Providing the dihedral angles can be formated as expected by `pbxplore.assign()`, the source of these angles does not matter. For instance, other PDB parser can be used with PBxplore.

### BioPython

In [9]:
import Bio
import Bio.PDB
import math
print("BioPython version:", Bio.__version__)

pdb_name, _ = urllib.request.urlretrieve('https://files.rcsb.org/view/2LFU.pdb', '2LFU.pdb')

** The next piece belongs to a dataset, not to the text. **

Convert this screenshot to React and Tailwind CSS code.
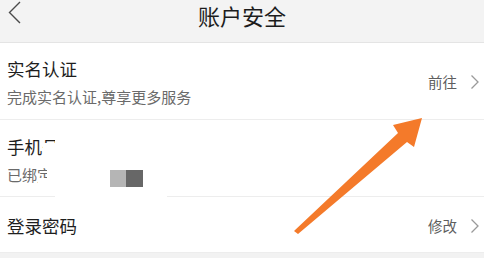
import React from 'react';

const font = { fontFamily: '"Noto Sans CJK SC", "Noto Sans", sans-serif' };

const Chevron = () => (
  <svg width="10" height="16" viewBox="0 0 10 16" className="ml-[13px]">
    <path d="M1.5 1.5 L8 8 L1.5 14.5" fill="none" stroke="#9a9a9a" strokeWidth="1.3" />
  </svg>
);

const Row = ({ title, sub, action, className = '' }) => (
  <div className={`flex items-center justify-between pl-[7px] pr-[4px] bg-white border-b border-[#ededed] ${className}`}>
    <div className="flex flex-col">
      <span className="text-[17.5px] leading-[22px] text-[#1e1e1e]">{title}</span>
      {sub && <span className="mt-[7px] text-[15px] leading-[19px] text-[#6a6a6a]">{sub}</span>}
    </div>
    {action && (
      <div className="flex items-center">
        <span className="text-[14.5px] text-[#5e5e5e]">{action}</span>
        <Chevron />
      </div>
    )}
  </div>
);

export default function App() {
  return (
    <div className="relative w-[484px] h-[258px] overflow-hidden bg-[#f2f2f2]" style={font}>
      {/* header */}
      <div className="relative h-[43px] bg-[#f3f3f3] border-b border-[#e4e4e4] flex justify-center">
        <svg width="14" height="24" viewBox="0 0 14 24" className="absolute left-[8px] top-[1px]">
          <path d="M12 1 L1.5 11.5 L12 22" fill="none" stroke="#4a4a4a" strokeWidth="1.4" />
        </svg>
        <span className="mt-[2px] text-[22px] leading-[26px] text-[#1c1c1c]">账户安全</span>
      </div>

      <Row title="实名认证" sub="完成实名认证,尊享更多服务" action="前往" className="h-[77px] pt-[2px]" />
      <Row title="手机号" sub="已绑定" className="h-[77px] pt-[4px]" />
      <Row title="登录密码" action="修改" className="h-[56px] pt-[2px]" />

      {/* mask over the phone row */}
      <div className="absolute left-[55px] top-[128px] w-[112px] h-[70px] bg-white" />
      <div className="absolute left-[43px] top-[143px] w-[14px] h-[14px] bg-white" />
      <div className="absolute left-[47px] top-[164px] w-[12px] h-[24px] bg-white" />
      <div className="absolute left-[38px] top-[178px] w-[12px] h-[10px] bg-white" />
      <div className="absolute left-[110px] top-[170px] flex">
        <div className="w-[16px] h-[17px] bg-[#b5b5b5]" />
        <div className="w-[17px] h-[17px] bg-[#676767]" />
      </div>

      {/* arrow */}
      <svg className="absolute left-0 top-0 pointer-events-none" width="484" height="258">
        <polygon
          points="422,118 393,125 398,133 294,231 298,234 407,142 414,147"
          fill="#f47a2a"
        />
      </svg>
    </div>
  );
}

for model in Bio.PDB.PDBParser().get_structure("2LFU", pdb_name):
    for chain in model:
        polypeptides = Bio.PDB.PPBuilder().build_peptides(chain)
        for poly_index, poly in enumerate(polypeptides):
            dihedral_list = poly.get_phi_psi_list()
            dihedrals = {}
            for resid, (phi, psi) in enumerate(dihedral_list, start=1):
                if not phi is None:
                    phi = 180 * phi / math.pi
                if not psi is None:
                    psi = 180 * psi / math.pi
                dihedrals[resid] = {'phi': phi, 'psi': psi}
        print(model, chain)
        pb_seq = pbx.assign(dihedrals)
        print(pb_seq)

BioPython version: 1.68
<Model id=0> <Chain id=A>
ZZbghiacfkbccdddddehiadddddddddddfklggcdddddddddddddehifbdcddddddddddfklopadddddfhpamlnopcddddddehjadddddehjacbddddddddfklmaccddddddfbgniaghiapaddddddfklnoambZZ
<Model id=1> <Chain id=A>
ZZpcfblcffbccdddddeehjacdddddddddfklggcddddddddddddddfblghiadddddddddfklopadddddehpmmmnopcddddddeehiacdddfblopadcddddddfklpaccdddddfklmlmgcdehiaddddddfklmmgopZZ
<Model id=2> <Chain id=A>
ZZmgghiafbbccdddddehjbdcdddddddddfklggcddddddddddddddfbfghpacddddddddfklopadddddehiaklmmmgcdddddeehiaddddfkbgciacdddddefklpaccddddddfkgojbdfehpaddddddfkbccfbgZZ
<Model id=3> <Chain id=A>
ZZcghiacfkbacdddddfbhpacdddddddddfklmcfdddddddddddddehiacddddddddddddfknopadddddfkpamlnopaddddddehjaccdddfklnopacddddddfklmpccdddddddehiabghehiaddddddfklpccfkZZ
<Model id=4> <Chain id=A>
ZZpaehiehkaccdddddehjbccdddddddddfklggcddddddddddddddfbhpadddddddddddfklopadddddehiamlmmpccdddddeehiadddddfbacddcddddddfklmaccddddddfbgghiafehiadddddddfklpacfZZ
<Model id=5> <Chain id=A>
ZZmghbacfkbccdd